One would imagine that this would have put me under strain but the truth is I never doubted that I would find investors for HowAbout. I even felt I could permit myself to put down my pen and the whole project for a year and focus on priorities in my personal life. I was stuck anyway because the product at itself is way too extensive to explain in the usual five or ten minutes that you get for your pitch. I can only refer to a previous article posted here where I rebelled against ‘contemporary pitching’.
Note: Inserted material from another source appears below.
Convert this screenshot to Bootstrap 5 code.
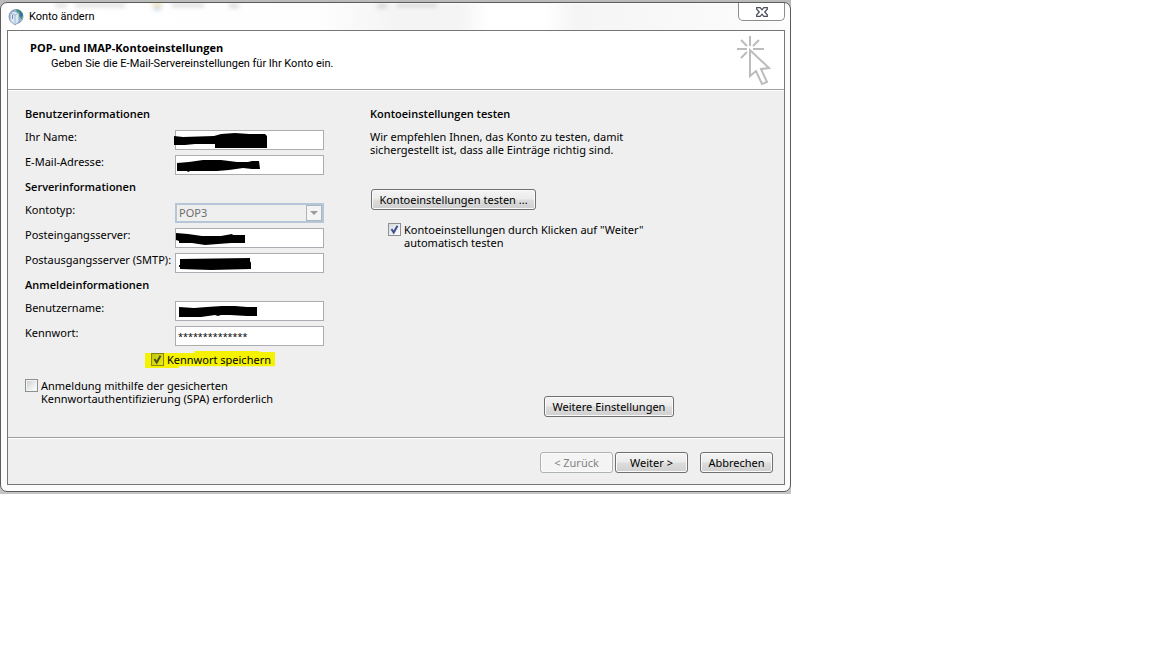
<!DOCTYPE html>
<html lang="de">
<head>
<meta charset="utf-8">
<meta name="viewport" content="width=device-width, initial-scale=1">
<title>Konto ändern</title>
<link href="https://cdn.jsdelivr.net/npm/bootstrap@5.3.0/dist/css/bootstrap.min.css" rel="stylesheet">
<style>
  body { font-family: "Noto Sans", "Open Sans", sans-serif; font-size: 11px; line-height: 13px; color: #000; background: #fff; }
  .stage { max-width: 791px; padding: 2px 0 2px; background: linear-gradient(#b9bcb9 0 20px, #c4c4c4 20px); }
  .window-frame { border: 1px solid #5c5c5c; border-radius: 7px; background: #fcfcfc; padding: 0 5px 6px 6px; }
  .title-strip { height: 27px; }
  .title-strip .haze { left: 0; top: 0; width: 100%; height: 27px; z-index: 0; }
  .caption-text { font-family: Roboto, sans-serif; line-height: 14px; z-index: 1; }
  .close-btn { width: 47px; height: 18px; border: 1px solid #8c8c8c; border-top: 0; border-radius: 0 0 5px 5px; background: #fff; }
  .client { border: 1px solid #767676; background: #efefef; }
  .banner { background: #fff; border-bottom: 1px solid #a0a0a0; padding: 10px 12px 0 22px; height: 59px; }
  .banner h1, .group-title { font-size: 11px; line-height: 14px; font-weight: 700; margin: 0; font-family: "Open Sans", sans-serif; }
  .banner p { font-family: Roboto, sans-serif; line-height: 14px; margin: 2px 0 0 21px; }
  .pointer-art { margin-top: -5px; }
  .form-area { padding: 16px 0 20px 17px; border-top: 1px solid #fff; }
  .left-side { flex: 0 0 345px; }
  .group-title { font-weight: 600; margin-bottom: 9px; }
  .field { margin-bottom: 5px; height: 20px; }
  .field > label { width: 150px; line-height: 14px; white-space: nowrap; }
  .field-box { width: 149px; }
  .field-box .form-control, .field-box .form-select { height: 20px; min-height: 0; padding: 0 3px; font-size: 11px; line-height: 18px; border: 1px solid #abadb3; border-radius: 0; color: #000; background-color: #fff; }
  .field-box .form-control.secret { font-size: 9px; padding: 0 2px; }
  .field-box .form-select:disabled { border: 2px solid #b5c7d6; background: #efefef; color: #6d6d6d; padding: 0 2px; line-height: 16px; opacity: 1; }
  .drop-arrow { right: 2px; top: 2px; width: 16px; height: 16px; border: 1px solid #adb5bd; background: #f4f4f4; pointer-events: none; }
  .scribble { left: -3px; top: 0; width: 104px; height: 20px; pointer-events: none; }
  .tick { appearance: none; flex: none; width: 13px; height: 13px; margin: 0; border: 1px solid #8e8f8f; border-radius: 0; background: linear-gradient(135deg, #cdd1d6, #fff) center / 9px 9px no-repeat #f4f4f4; }
  .tick:checked { background: url("data:image/svg+xml,%3Csvg xmlns='http://www.w3.org/2000/svg' viewBox='0 0 11 11'%3E%3Cpath d='M2.5 5L4.7 8.5L8.5 1.7' fill='none' stroke='%233e4f91' stroke-width='2'/%3E%3C/svg%3E") center / 11px 11px no-repeat, linear-gradient(135deg, #d5dbe2, #fff); }
  .marked { margin-left: 120px; width: 130px; height: 17px; padding-left: 6px; gap: 3px; background: #f4f200; clip-path: polygon(0 12%, 38% 12%, 38% 0, 88% 0, 88% 6%, 100% 6%, 100% 90%, 26% 90%, 26% 100%, 0 100%); }
  .marked .tick:checked { border-color: #85850f; background: url("data:image/svg+xml,%3Csvg xmlns='http://www.w3.org/2000/svg' viewBox='0 0 11 11'%3E%3Cpath d='M2.5 5L4.7 8.5L8.5 1.7' fill='none' stroke='%234c5210' stroke-width='2'/%3E%3C/svg%3E") center / 11px 11px no-repeat, linear-gradient(135deg, #c2c412, #ecec10); }
  .spa { margin: 11px 0 12px; gap: 3px; }
  .push { height: 21px; padding: 0 7px; font-size: 11px; line-height: 17px; color: #000; border: 1px solid #707070; border-radius: 3px; background: linear-gradient(#f4f4f4 0, #ebebeb 48%, #dddddd 52%, #cfcfcf 100%); box-shadow: inset 0 0 0 1px #fafafa; white-space: nowrap; }
  .push:disabled { color: #838383; border-color: #adb2b5; background: #f4f4f4; opacity: 1; }
  .test-btn { margin: 33px 0 0 1px; width: 165px; }
  .auto-test { margin: 13px 0 0 18px; gap: 3px; }
  .more-btn { margin-right: 110px; width: 130px; }
  .push-nav { width: 73px; padding: 0; }
  .next-btn { margin: 0 12px 0 2px; }
  .foot { border-top: 1px solid #a0a0a0; box-shadow: inset 0 1px #fff; padding: 14px 11px 11px; }
</style>
</head>
<body>
<main class="stage">
  <div class="window-frame">
    <header class="title-strip d-flex align-items-center justify-content-between position-relative">
      <svg class="haze position-absolute" aria-hidden="true" preserveAspectRatio="none" viewBox="0 0 778 27">
        <defs>
          <filter id="soft" x="-30%" y="-100%" width="160%" height="300%"><feGaussianBlur stdDeviation="2"/></filter>
          <linearGradient id="sheen"><stop offset="0" stop-color="#fff"/><stop offset=".4" stop-color="#fefefe"/><stop offset=".5" stop-color="#f4f4f4"/><stop offset=".58" stop-color="#f4f4f4"/><stop offset=".62" stop-color="#fff"/><stop offset=".69" stop-color="#fff"/><stop offset=".73" stop-color="#f5f5f5"/><stop offset="1" stop-color="#fcfcfc"/></linearGradient>
        </defs>
        <path fill="url(#sheen)" d="M0 1h778v26H0z"/>
        <g filter="url(#soft)" fill="#bbb" opacity=".6">
          <path d="M48 1h12v3H48zM68 1h50v3H68zM165 1h32v3h-32zM222 1h10v4h-10zM370 1h10v4h-10zM390 1h40v3h-40z"/>
          <path fill="#d8c86a" d="M145 0h10v3h-10z"/><path fill="#91aec5" d="M147 4h7v3h-7z"/>
        </g>
      </svg>
      <div class="d-flex align-items-center gap-1 caption-text">
        <svg width="18" height="18" viewBox="0 0 18 18" aria-hidden="true">
          <circle cx="9" cy="8.500" r="7" fill="#9dbcd8" stroke="#7f9cbc"/>
          <path d="M9 1.500q5-.5 7 5l-1.500 5-3.500-5z" fill="#3d9276"/>
          <path d="M12.500 3l3.500 4-2 2z" fill="#286caa"/>
          <path d="M3 5l4-2 5 2v9l-4 3-5-4z" fill="#dce8f4" stroke="#7d93b8" stroke-width=".8"/>
          <path d="M3 5l5 2v10M8 7l4-2" stroke="#96a9c9" stroke-width=".8" fill="none"/>
          <path d="M5.500 7v4" stroke="#7189b0"/>
        </svg>
        <span>Konto ändern</span>
      </div>
      <button type="button" class="close-btn p-0 d-flex align-items-center justify-content-center align-self-start position-relative" aria-label="Schließen">
        <svg width="12" height="10" viewBox="0 0 12 10" aria-hidden="true"><path d="M.7.7h3.500L6 2.800 7.800.700h3.500v1.500L8.700 5l2.600 2.800v1.500H7.800L6 7.200 4.200 9.300H.7V7.800L3.300 5 .7 2.200z" fill="#fff" stroke="#4a4d5b" stroke-width="1.200"/></svg>
      </button>
    </header>

    <form class="client" onsubmit="return false">
      <div class="banner d-flex justify-content-between">
        <div>
          <h1>POP- und IMAP-Kontoeinstellungen</h1>
          <p>Geben Sie die E-Mail-Servereinstellungen für Ihr Konto ein.</p>
        </div>
        <svg class="pointer-art flex-shrink-0" width="36" height="50" viewBox="0 0 36 50" fill="none" stroke="#bcbcbc" stroke-width="2" aria-hidden="true">
          <path d="M14 0v10M1 13h10M17 13h11M5 4l6 6M23 4l-6 6M5 22l6-6"/>
          <path d="M14 14v26l6-5 6 13 5-2-6-13 8-1z"/>
        </svg>
      </div>

      <div class="form-area d-flex">
        <section class="left-side">
          <h2 class="group-title">Benutzerinformationen</h2>
          <div class="field d-flex"><label for="name">Ihr Name:</label>
            <div class="field-box position-relative"><input class="form-control" id="name" type="text">
              <svg class="scribble position-absolute" viewBox="0 0 104 20" aria-hidden="true"><path d="M2 6l9 1 31-1 7-2 14-1 14 1 16 0 2 2v12H43v-4l-20 0-10 1H2z"/></svg></div></div>
          <div class="field d-flex"><label for="mail">E-Mail-Adresse:</label>
            <div class="field-box position-relative"><input class="form-control" id="mail" type="text">
              <svg class="scribble position-absolute" viewBox="0 0 104 20" aria-hidden="true"><path d="M5 8l12-1 14-2h18l16 2 11 0 4-1 7 0 1 8-8 0-9-1-14 2-12 1-20 0-7 0-2 1-1-1H5z"/></svg></div></div>
          <h2 class="group-title">Serverinformationen</h2>
          <div class="field d-flex"><label for="type">Kontotyp:</label>
            <div class="field-box position-relative"><select class="form-select" id="type" disabled><option>POP3</option></select>
              <span class="drop-arrow position-absolute d-flex align-items-center justify-content-center"><svg width="8" height="4" viewBox="0 0 8 4" aria-hidden="true"><path d="M0 0h8L4 4z" fill="#9b9b9b"/></svg></span></div></div>
          <div class="field d-flex"><label for="pop">Posteingangsserver:</label>
            <div class="field-box position-relative"><input class="form-control" id="pop" type="text">
              <svg class="scribble position-absolute" viewBox="0 0 104 20" aria-hidden="true"><path d="M4 5l12 1 14 2 19 0 11-2 1 1 12 0v8H59l-13 1-13 1-13-2-13 0v-2l-3-1z"/></svg></div></div>
          <div class="field d-flex"><label for="smtp">Postausgangsserver (SMTP):</label>
            <div class="field-box position-relative"><input class="form-control" id="smtp" type="text">
              <svg class="scribble position-absolute" viewBox="0 0 104 20" aria-hidden="true"><path d="M8 6l70-1v3l1 2v6l-40 1-31-1v-2l-1 0v-2h1z"/></svg></div></div>
          <h2 class="group-title">Anmeldeinformationen</h2>
          <div class="field d-flex"><label for="user">Benutzername:</label>
            <div class="field-box position-relative"><input class="form-control" id="user" type="text">
              <svg class="scribble position-absolute" viewBox="0 0 104 20" aria-hidden="true"><path d="M7 6l15 1 13-1 15-1 13 0 12 1 10 0v9l-10 0-17-1-9 0-3 1-3-1-14 2-22 0z"/></svg></div></div>
          <div class="field d-flex"><label for="pass">Kennwort:</label>
            <div class="field-box position-relative"><input class="form-control secret" id="pass" type="text" value="**************"></div></div>
          <label class="marked d-flex align-items-center"><input class="tick" type="checkbox" checked><span>Kennwort speichern</span></label>
          <label class="d-flex spa"><input class="tick" type="checkbox"><span>Anmeldung mithilfe der gesicherten<br>Kennwortauthentifizierung (SPA) erforderlich</span></label>
        </section>

        <section class="d-flex flex-column align-items-start flex-grow-1">
          <h2 class="group-title">Kontoeinstellungen testen</h2>
          <p class="mb-0 text-nowrap">Wir empfehlen Ihnen, das Konto zu testen, damit<br>sichergestellt ist, dass alle Einträge richtig sind.</p>
          <button type="button" class="btn push test-btn">Kontoeinstellungen testen ...</button>
          <label class="d-flex auto-test"><input class="tick" type="checkbox" checked><span>Kontoeinstellungen durch Klicken auf "Weiter"<br>automatisch testen</span></label>
          <button type="button" class="btn push more-btn align-self-end mt-auto">Weitere Einstellungen</button>
        </section>
      </div>

      <footer class="foot d-flex justify-content-end">
        <button type="button" class="btn push push-nav" disabled>&lt; Zurück</button>
        <button type="button" class="btn push push-nav next-btn">Weiter &gt;</button>
        <button type="button" class="btn push push-nav">Abbrechen</button>
      </footer>
    </form>
  </div>
</main>
<script src="https://cdn.jsdelivr.net/npm/bootstrap@5.3.0/dist/js/bootstrap.bundle.min.js"></script>
</body>
</html>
But one thing I always have believed in is ‘time’ or better ‘timing’. Complicated as it may be to explain, I do know very well that every product has its time. There comes a day where you no longer need to do too much explaining, a day where the market calls for a your product. I can situate this with a real life example. I used to be in the Fantasy games industry and a friend of mine had created a collectible card game. We went to a few game companies but it was new and complicated and nobody wanted to stick out their neck and produce it. And since in those days there was no Kickstarter we didn’t pursue the product. But six or seven year later a few guys in Seattle came up with a collectible card game called Magic : The Gathering. The gaming world had evolved and at the moment it was released there was real need for something new. It was the right time for a collectible card game and a few years later they were all millionaires.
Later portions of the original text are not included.